APART FROM THE 31% TO 44% WHO ARE ATHEIST OR AGNOSTIC, AS WELL AS
THOSE WHO ARE NOMINALLY COFE BUT ARE ONLY CULTURALLY NOT RELIGIOUSLY
CHRISTIAN.
>> Whomever it is addressed to, how offensive and prejudicial can it
>> be to stand up and express a wish for the end of hunger, world
>> peace, harmony in the community and the like?
If it requires the imposition of prayer to a god perhaps half the
population don't believe in.
How would the poster like to be told to pray to Krishna for that?
What's wrong with him?
>> We cannot really afford to be strictly one religion or
>> denomination anymore, not in the inner cities. For a start, the
>> percentages of religions you cited also applies to languages:
>> when 40 per cent of students at London prinary schools do not
>> speak English at home, we have problems of a wholly different
>> order than to worry about the correct way to address <insert name
>> of deity>.
We cannot afford any deity.
>When I was a school governor, the headteacher told us that
>there were 108 different mother-tongues spoken by children in the
>school.
Those kids rapidly become bilingual.
My then girlfriend before I moved from England to the USA was Indian
(Punjabi). Her brother worked away from home during the week and when
he went home for the weekend he's dump his two young boys on their
grandmother who was really too old for that. So my girlfriend, being
the single daughter, ended up with them.
Which meant that very often we'd go out together as a mixed race
family.
They spoke Punjabi but when they started school, a combination of
remedial English classes and playing with kids who spoke English meant
that it didn't take them long to sound like any other Yorkshire kid.
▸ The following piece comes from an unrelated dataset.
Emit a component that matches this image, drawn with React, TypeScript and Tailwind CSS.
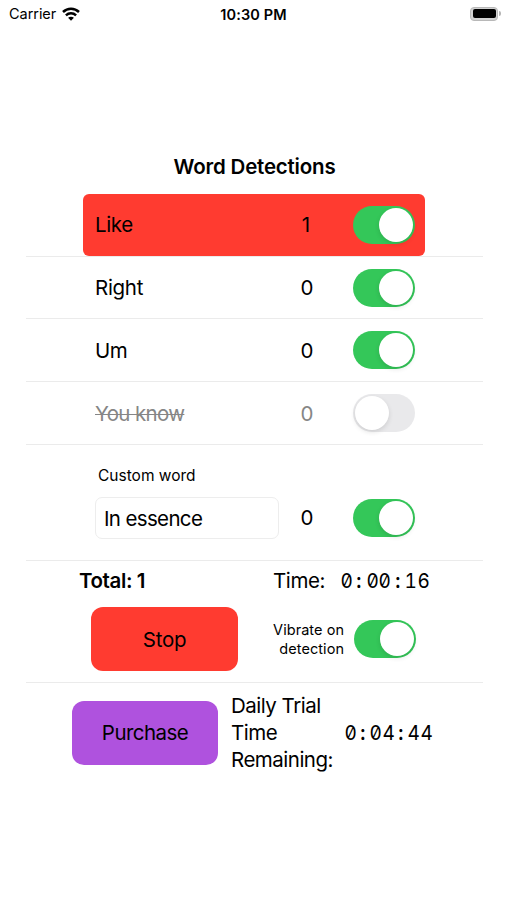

>>>> Secondary school, I don't recall it happening but we did have RE
>>>> (compulsory!) up to the age of 14, taught by a C of E.
You could be "excused" from it. When I was at school it was a mixture
of high and low church Protestant.
Those of us who were excused included me (an atheist), Jews,
Catholics, and members of different Eastern religions.
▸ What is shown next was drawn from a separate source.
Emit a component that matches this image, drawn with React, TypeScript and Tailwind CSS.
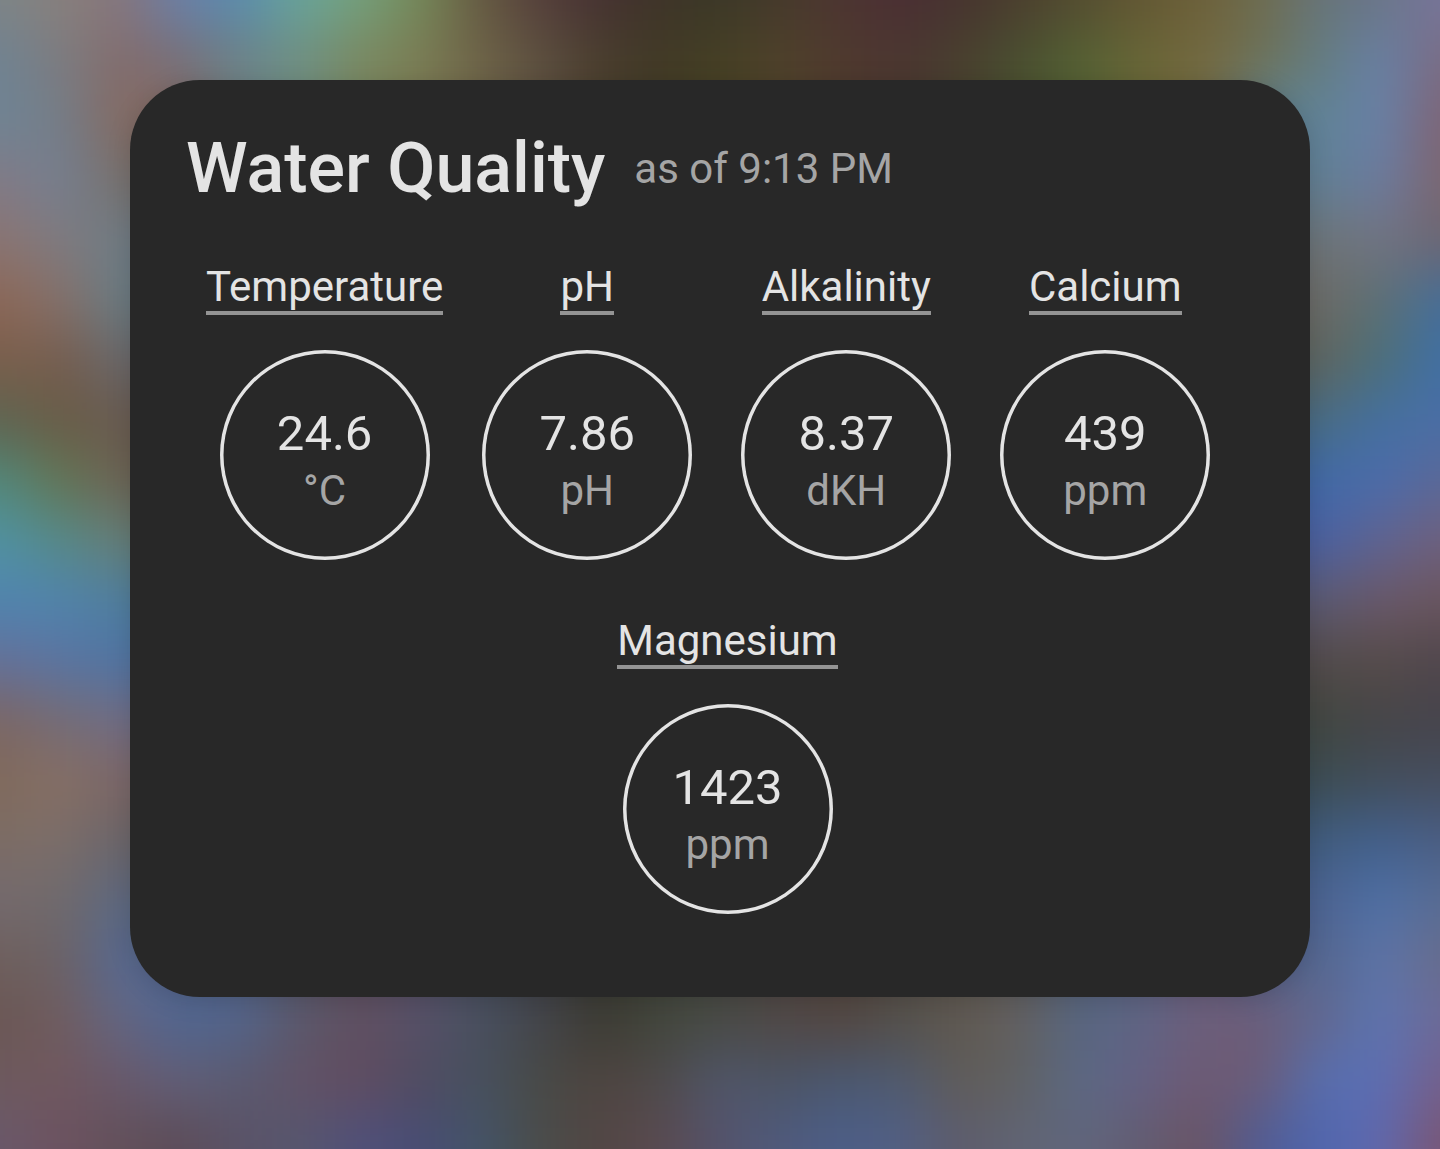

I never understood why I needed to be "excused" when I hadn't done
anything.
You said "excuse me" after you had sneezed or farted, when you asked
directions of a stranger, when you left the room to go to the
lavatory, etc.
It was a long time ago now, and in those days atheists were expected
to stay in the closet and at least go through the motions of being
Christian.
But it was hard for a kid who didn't even know what religion was, to
stay in a closet he didn't even know about, when a teacher read the
Genesis stories and asked the class for comment expecting them to be
taken seriously.
>>> Nowadays, in secular secondary schools, Religious Education is purely
>>> comparative religion. In CoE and RCC schools, I imagine it's the same,
>>> as they have to now accept children of other religions to get their
>>> state handouts.
It should be comparative.
If they want to teach ethics, gratitude to doctors, firemen, police,
food providers etc by all means do that, but do it without a god.
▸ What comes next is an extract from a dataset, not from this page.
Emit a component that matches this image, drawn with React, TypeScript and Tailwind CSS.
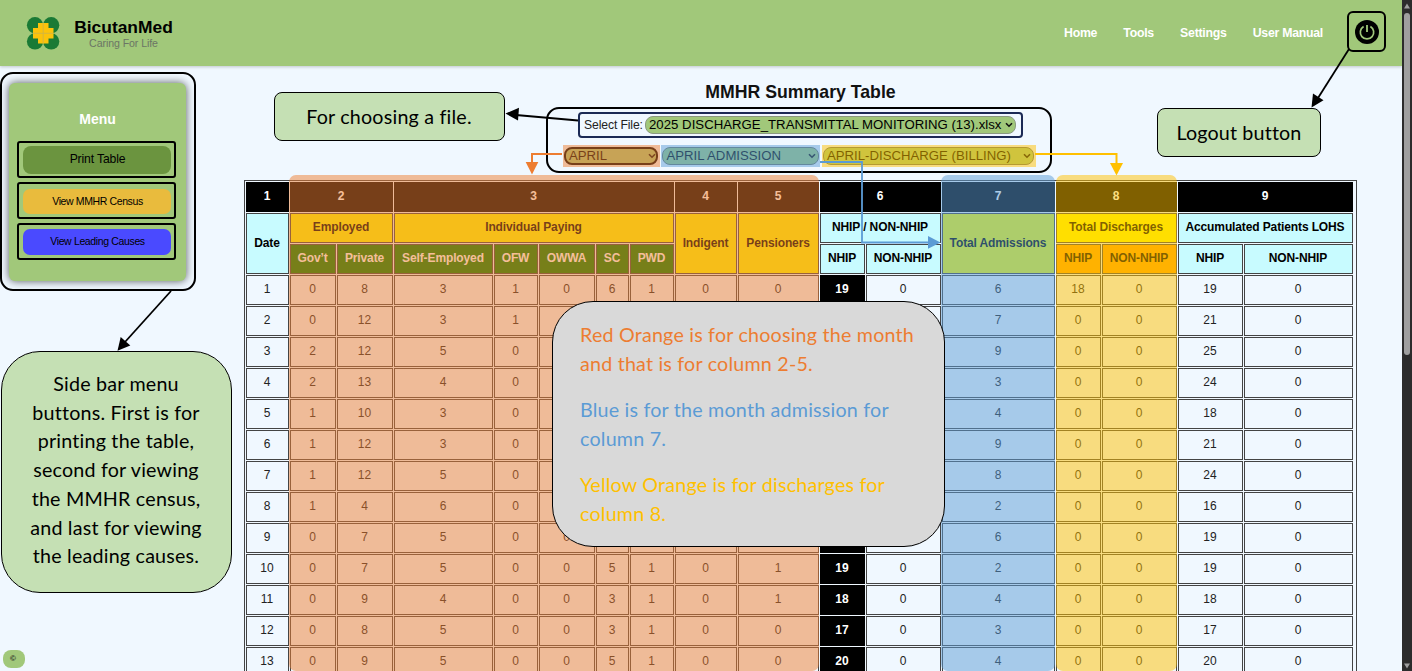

The problem with comparative religion is that theists object to other
religions being taught at all, and theirs being reduced to a cultural
phenomenon taught at the same level.
Also, very few theists can step aside form their beliefs to teach it
comparatively.
Paradoxically atheists would probably be the best to do this because
they would treat all religions as beliefs Christians believe this,
Muslims believe that, Jews believe something else, Hindus believe
something different, atheists don't believe in any of the gods, etc.
I would encourage that.
But strongly theist parents wouldn't.
>> If they are expressly and formally religious schools, they do teach
>> their particular faith. Parents of a different religion who send their
>> kids to that school have to accept this.
In India many non-Catholics send their children to Catholic schools
for the quality of the education - and the schools acknowledge this by
teaching ethics classes as an alternative to religious classes.
>But those schools don't get state handouts.
They do.
It was the only way to get the CofE and the RCC to allow their schools
to become part of the state system under the 1944 Education Act.
Blair expanded this to include other faiths.